Marcela era joven, muy joven, diecinueve años que pretendían aparentar más a fuerza de cansancio, pero no podían. No sé si fue mi detestable e involuntaria cara de psicoanalista en día franco, no sé si fueron sus ganas irrefrenables de hablar que yo no supe cómo coartar, pero lo cierto es que Marcela, a cuento de nada o casi nada, me hizo un resumen de su vida en veinte minutos que me dejó anonadada por su contenido, por un lado, y por su capacidad de síntesis por el otro; condensó en algunas palabras que espetó como si el hacerlo la liberara de algo, una vida que no por corta parecía carecer de complejidad. Marcela era una abanico de excesos, a los trece años, y para luchar contra el hastío de la media clase acomodada de Villa Devoto, había empezado una confusa carrera sexual, ‘todas las perversiones que puedas imaginarte’, me dijo ‘todas las viví’, e hizo un sucinto relevamiento que mi desparpajo no me alcanza para repetir; a los quince años y sintiendo que el mundo seguía cayéndose a pedazos, creyó en la liberación química de la angustia y se abocó a consumir todas las drogas que encontró a su paso; otros pocos años después cayó en la cuenta de que de nada se había liberado, de que seguía tan vacía como había empezado, y pensó (como se piensa pensó) que lo que precisaba era perpetuarse, que nada sino dejar una huella imborrable y humana en el mundo sería capaz de dotarla de sentido. Y tuvo un hijo.
La autobiografía oral de Marcela terminó con una sentencia que quedó tatuada en alguna inaccesible parte de mi espíritu, en mi museo de debacles, quizás; antes de irse, lacónicamente, como quien sabe todo me dijo ‘¿Y sabés qué descubrí? Que no era que yo no lo encontrara, es la vida la que no tiene sentido’.
Punto final para el desahogo.
Marcela se fue y me dejó dos cosas, físicas ambas. La primera: una sequedad en la boca, yo no había dicho una palabra, y sin embargo descubrí que al escuchar, muchas veces uno se cansa de hablar para adentro casi tanto como se agota de empatizar, uno se cansa. La segunda: el mareo. Como tragarse un huracán, sentir los techos de las moradas seguras girando enloquecidas por el cuerpo. Atestiguar cómo todo se licua.
Me llevó un tiempo la reconstrucción, después de toda catástrofe natural hay que coordinar voluntades, trabajar en conjunto, y lograr que yo trabaje conmigo fue una misión difícil; acostumbrada como estoy a la polémica y al cuestionamiento, la palabra ‘acuerdo’ es poco menos que una entelequia para mí.

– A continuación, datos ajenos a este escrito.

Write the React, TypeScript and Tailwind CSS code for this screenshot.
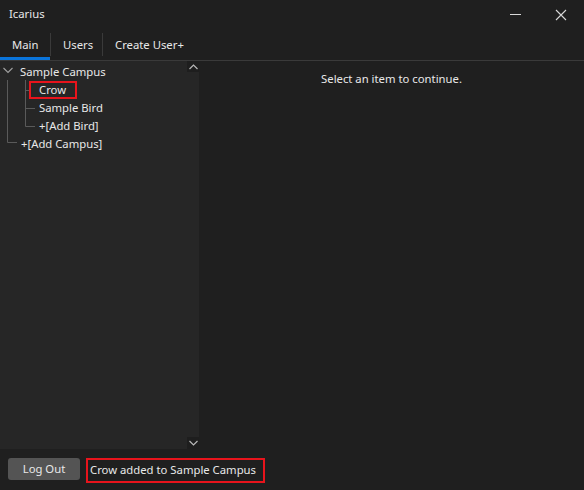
import React from "react";

const font = { fontFamily: '"Noto Sans", "Segoe UI", sans-serif' };

function Chevron({ up }: { up?: boolean }) {
  return (
    <svg width="9" height="6" viewBox="0 0 9 6" className="block">
      {up ? (
        <path d="M0.5 5 L4.5 1 L8.5 5" stroke="#b8b8b8" strokeWidth="1.2" fill="none" />
      ) : (
        <path d="M0.5 1 L4.5 5 L8.5 1" stroke="#b8b8b8" strokeWidth="1.2" fill="none" />
      )}
    </svg>
  );
}

export default function App() {
  return (
    <div
      className="w-[584px] h-[490px] bg-[#1f1f1f] flex flex-col text-[#e8e8e8] text-[11.3px] whitespace-nowrap overflow-hidden"
      style={font}
    >
      {/* title bar */}
      <div className="h-[33px] flex items-center shrink-0">
        <div className="pl-[9px] pb-[4px] flex-1">Icarius</div>
        <div className="w-[46px] h-[30px] flex items-center justify-center mb-[4px]">
          <div className="w-[11px] h-px bg-[#d8d8d8]" />
        </div>
        <div className="w-[46px] h-[30px] flex items-center justify-center mb-[4px]">
          <svg width="12" height="12" viewBox="0 0 12 12">
            <path d="M1 1 L11 11 M11 1 L1 11" stroke="#d8d8d8" strokeWidth="1.1" />
          </svg>
        </div>
      </div>

      {/* tabs */}
      <div className="h-[28px] flex shrink-0 border-b border-[#3a3a3a]">
        <div className="w-[50px] flex flex-col">
          <div className="flex-1 flex items-center pl-[12px] pt-[1px]">Main</div>
          <div className="h-[3px] bg-[#0a74da]" />
        </div>
        <div className="w-px bg-[#3a3a3a] h-[23px] self-start" />
        <div className="w-[51px] flex items-center pl-[12px] pb-[2px]">Users</div>
        <div className="w-px bg-[#3a3a3a] h-[23px] self-start" />
        <div className="flex items-center pl-[12px] pb-[2px]">Create User+</div>
      </div>

      {/* main */}
      <div className="flex-1 flex min-h-0">
        <div className="w-[199px] bg-[#262626] flex shrink-0">
          <div className="flex-1 relative pt-[2px]">
            <svg
              className="absolute left-0 top-0 pointer-events-none"
              width="187"
              height="160"
              viewBox="0 0 187 160"
            >
              <g stroke="#5a5a5a" strokeWidth="1" fill="none">
                <path d="M7.5 19 V81.5 H17" />
                <path d="M25.5 19 V65.5 H35 M25.5 29.5 H29 M25.5 47.5 H35" />
              </g>
              <path d="M3.5 7 L8 11.5 L12.5 7" stroke="#a0a0a0" strokeWidth="1.1" fill="none" />
            </svg>
            <div className="h-[18px] flex items-center pl-[20px]">Sample Campus</div>
            <div className="h-[18px] flex items-center pl-[29px]">
              <div className="h-[18px] w-[48px] border-2 border-[#e8141c] pl-[8px] flex items-center">Crow</div>
            </div>
            <div className="h-[18px] flex items-center pl-[39px]">Sample Bird</div>
            <div className="h-[18px] flex items-center pl-[39px]">+[Add Bird]</div>
            <div className="h-[18px] flex items-center pl-[21px]">+[Add Campus]</div>
          </div>
          <div className="w-[12px] flex flex-col">
            <div className="h-[11px] bg-[#1e1e1e] flex items-center justify-center">
              <Chevron up />
            </div>
            <div className="flex-1" />
            <div className="h-[12px] bg-[#1e1e1e] flex items-center justify-center">
              <Chevron />
            </div>
          </div>
        </div>
        <div className="flex-1 flex justify-center pt-[10px]">
          <div>Select an item to continue.</div>
        </div>
      </div>

      {/* bottom */}
      <div className="h-[41px] shrink-0 flex items-start pt-[9px] pl-[8px]">
        <div className="w-[72px] h-[22px] bg-[#545454] rounded-[3px] flex items-center justify-center">
          Log Out
        </div>
        <div className="ml-[6px] w-[179px] h-[25px] border-2 border-[#e8141c] flex items-center pl-[2px] pb-[1px]">
          Crow added to Sample Campus
        </div>
      </div>
    </div>
  );
}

Finalmente las aguas volvieron a su estatura habitual, sin embargo, y después de algún tiempo yo me encontré con la sentencia tranquilizadora grabada a las puertas de mi templo; todo lo que necesitaba era, como es siempre para mí, un consuelo. Una puerta entornada. Un espacio fortuito entre dos ladrillos de la gruesa pared externa de la casa. Ahí estaba, y esto era lo que decía.
Tallado hondo sobre el concreto, decía que si bien soy un soldado, una militante triste de que la vida, tal y como me enseñó Marcela, no tiene ningún tipo de sentido, jamás va a salir de esta boca, jamás va a escapar de estos dedos que el vivir, ese relevante acto de presentar batalla, tampoco lo tenga.